As one observer wrote, “so much for the War of 1812.” The fact that both sides of the border were uninterested in the greater conflict helped to keep the war at bay. A lack of supplies, ammunition and equipment likewise kept fighting at a distance. In October 1813 Col. Henry Cull of the Third Battalion complained that he had no arms or ammunition and the Fourth Battalion had most of their arms captured in the raid at Philipsburg. Without guns, aid, men, or enthusiasm, it is not hard to understand why the War of 1812 did not create as great an impact as it did in Upper Canada. With the signing of the Treaty of Ghent, hostilities subsided and feelings were quickly mended.
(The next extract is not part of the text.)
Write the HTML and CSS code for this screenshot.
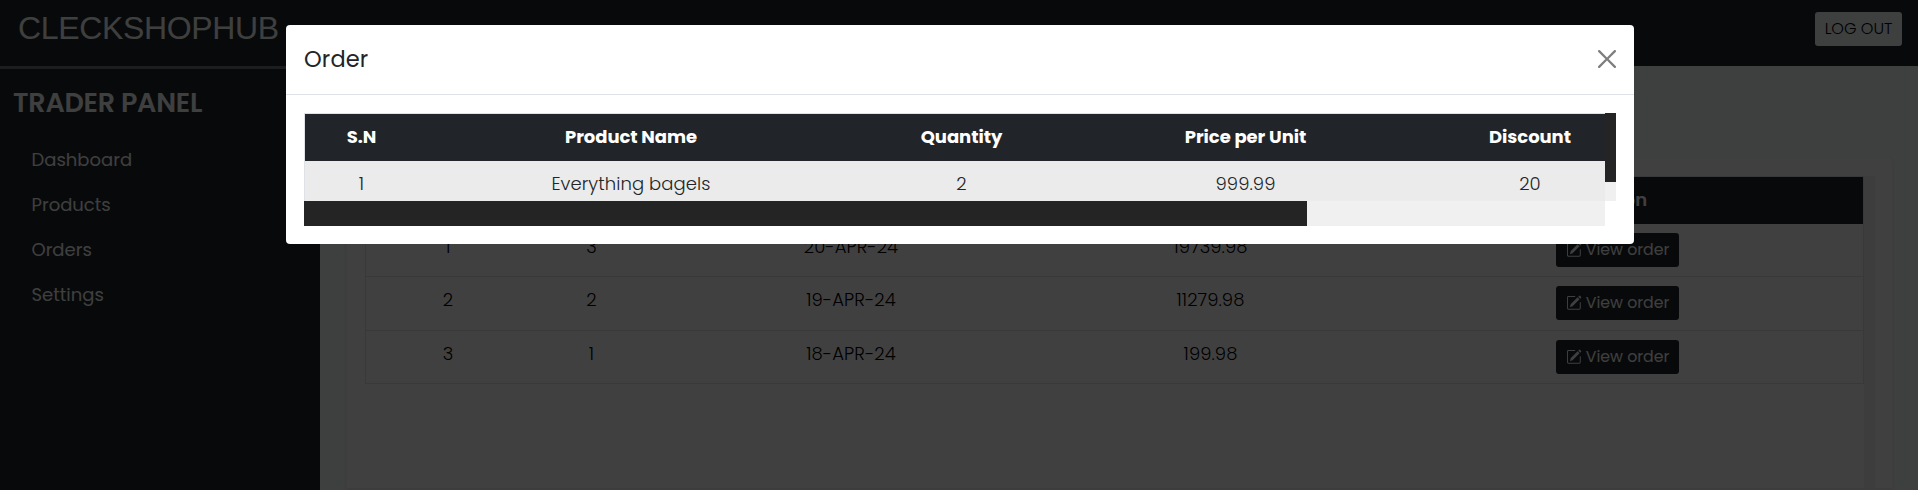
FILE: index.html
```html
<!DOCTYPE html>
<html lang="en">
<head>
<meta charset="utf-8">
<title>Trader Panel</title>
<link rel="stylesheet" href="styles.css">
</head>
<body>
<svg width="0" height="0" class="defs"><symbol id="edit" viewBox="0 0 16 16"><path d="M15.502 1.94a.5.5 0 0 1 0 .706L14.459 3.69l-2-2L13.502.646a.5.5 0 0 1 .707 0l1.293 1.293zm-1.75 2.456-2-2L4.939 9.21a.5.5 0 0 0-.121.196l-.805 2.414a.25.25 0 0 0 .316.316l2.414-.805a.5.5 0 0 0 .196-.12l6.813-6.814z"/><path fill-rule="evenodd" d="M1 13.5A1.5 1.5 0 0 0 2.500 15h11a1.500 1.500 0 0 0 1.500-1.500v-6a.5.5 0 0 0-1 0v6a.5.5 0 0 1-.5.5h-11a.5.5 0 0 1-.5-.5v-11a.5.5 0 0 1 .5-.5H9a.5.5 0 0 0 0-1H2.500A1.500 1.500 0 0 0 1 2.500v11z"/></symbol></svg>
<div class="page">
  <header class="navbar"><span class="brand">CLECKSHOPHUB</span><button class="logout"><span>LOG OUT</span></button></header>
  <div class="body">
    <aside class="sidebar">
      <h1><span>TRADER PANEL</span></h1>
      <nav><a>Dashboard</a><a>Products</a><a>Orders</a><a>Settings</a></nav>
    </aside>
    <main class="main">
      <section class="card">
        <div class="scroller">
          <div class="orders">
            <div class="row head"><span></span><span></span><span></span><span></span><span>Action</span></div>
            <div class="row"><span>1</span><span>3</span><span>20-APR-24</span><span>19739.98</span><span><button class="view"><svg><use href="#edit"/></svg><b>View order</b></button></span></div>
            <div class="row tall"><span>2</span><span>2</span><span>19-APR-24</span><span>11279.98</span><span><button class="view"><svg><use href="#edit"/></svg><b>View order</b></button></span></div>
            <div class="row"><span>3</span><span>1</span><span>18-APR-24</span><span>199.98</span><span><button class="view"><svg><use href="#edit"/></svg><b>View order</b></button></span></div>
          </div>
          <div class="track"></div>
        </div>
      </section>
    </main>
  </div>
</div>
<div class="backdrop"></div>
<div class="modal">
  <div class="modal-head"><h2>Order</h2><svg class="close" viewBox="0 0 16 16"><path d="M.293.293a1 1 0 0 1 1.414 0L8 6.586 14.293.293a1 1 0 1 1 1.414 1.414L9.414 8l6.293 6.293a1 1 0 0 1-1.414 1.414L8 9.414l-6.293 6.293a1 1 0 0 1-1.414-1.414L6.586 8 .293 1.707a1 1 0 0 1 0-1.414z"/></svg></div>
  <div class="modal-body">
    <div class="table-area">
      <div class="items ihead"><span>S.N</span><span>Product Name</span><span>Quantity</span><span>Price per Unit</span><span>Discount</span></div>
      <div class="items irow"><span>1</span><span>Everything bagels</span><span>2</span><span>999.99</span><span>20</span></div>
      <div class="hbar"><div class="hthumb"></div></div>
    </div>
    <div class="vbar"><div class="vthumb"></div></div>
  </div>
</div>
</body>
</html>
```
FILE: styles.css
```css
* { box-sizing: border-box; }
body { margin: 0; height: 490px; overflow: hidden; font: 18px/27px Poppins, Inter, sans-serif; color: #212529; }
button { font: inherit; border: 0; padding: 0; }
h1, h2 { margin: 0; font-weight: 500; }
.defs { position: absolute; }
.page { height: 490px; display: flex; flex-direction: column; background: #f7fffb; }
.navbar { height: 66px; flex: none; background: #212529; display: flex; justify-content: space-between; align-items: flex-start; padding: 12px 16px 0 18px; }
.brand { font: 32px/33px "Liberation Sans", Arial, sans-serif; letter-spacing: -.35px; color: #f8f9fa; }
.logout { width: 87px; height: 34px; border-radius: 3px; background: #f8f9fa; font-size: 16px; line-height: 34px; font-weight: 300; color: #000; }
.body { flex: 1; display: flex; min-height: 0; }
.sidebar { width: 320px; background: #212529; border-top: 3px solid #70757a; color: #f8f9fa; }
.sidebar h1 { margin: 15px 0 0 13px; font-size: 27px; line-height: 38px; font-weight: 600; letter-spacing: -.25px; white-space: nowrap; }
nav { display: flex; flex-direction: column; align-items: flex-start; padding: 15px 0 0 31.5px; }
nav a { height: 45px; line-height: 45px; }
.main { flex: 1; padding: 91px 25px 2px; }
.card { height: 331px; margin-left: 1px; background: #fff; border: 1px solid #f5f5f5; border-bottom: 0; border-radius: 4px 4px 0 0; padding: 18px 17px 0 18px; box-shadow: 0 2px 4px rgba(0,0,0,.07); }
.scroller { display: flex; justify-content: space-between; height: 100%; }
.orders { width: 1499px; }
.track { width: 11px; background: #f1f1f1; }
.row { display: grid; grid-template-columns: 164px 123px 396px 323px 1fr; height: 53px; text-align: center; border: solid #dee2e6; border-width: 0 1px 1px; font-weight: 300; letter-spacing: .06px; line-height: 27px; padding-top: 9px; color: #000; }
.row.tall { height: 54px; }
.row.head { height: 48px; background: linear-gradient(#dee2e6 1px, #212529 1px); border-bottom: 0; padding-top: 10px; color: #fff; font-weight: 600; }
.view { display: inline-flex; vertical-align: top; align-items: center; gap: 4px; width: 123px; height: 34px; padding-left: 10px; background: #212529; color: #f8f9fa; border-radius: 3px; font-size: 15.75px; letter-spacing: 0; line-height: 24px; }
.view b { font-weight: 400; }
.view svg { width: 15.75px; height: 15.75px; margin-top: -1px; fill: currentColor; }
.backdrop { position: absolute; inset: 0; background: rgba(0,0,0,.75); }
.modal { position: absolute; left: 286px; top: 25px; width: 1348px; height: 219px; background: #fff; border-radius: 4px; }
.modal-head { height: 70px; border-bottom: 1px solid #dee2e6; padding: 0 18px; display: flex; justify-content: space-between; align-items: center; }
.modal-head h2 { font-size: 22.5px; line-height: 33px; font-weight: 400; letter-spacing: .15px; }
.close { width: 18px; height: 18px; margin-bottom: 2px; opacity: .5; }
.modal-body { display: flex; padding: 18px; }
.table-area { width: 1301px; overflow: hidden; }
.items { width: 1344px; display: grid; grid-template-columns: 113px 426px 235px 333px 1fr; text-align: center; }
.ihead { height: 48px; padding-top: 9px; border-top: 1px solid #dee2e6; border-left: 1px solid #dee2e6; background: #212529; color: #fff; font-weight: 700; letter-spacing: -.06px; }
.irow { height: 40px; padding-top: 9px; background: #ebebeb; border-left: 1px solid #dee2e6; font-weight: 300; letter-spacing: .08px; }
.hbar { height: 25px; background: #f0f0f0; }
.hthumb { width: 1003px; height: 25px; background: #242424; }
.vbar { width: 11px; height: 88px; background: #f0f0f0; }
.vthumb { height: 69px; background: #242424; }
```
In Missisquoi County, “wrestling matches were held near Richford Vermont to show good feelings between the two countries. Mr. Warren of Stanbridge and Jonathon Smith of Richford were finalists. After several hours, Mr. Smith won.” The cross-border connections settled into their familiar relationships, trade routes and cooperation. The war did give the Loyalists a sense of community in their new homeland yet it did little to sever ties with friends and relations.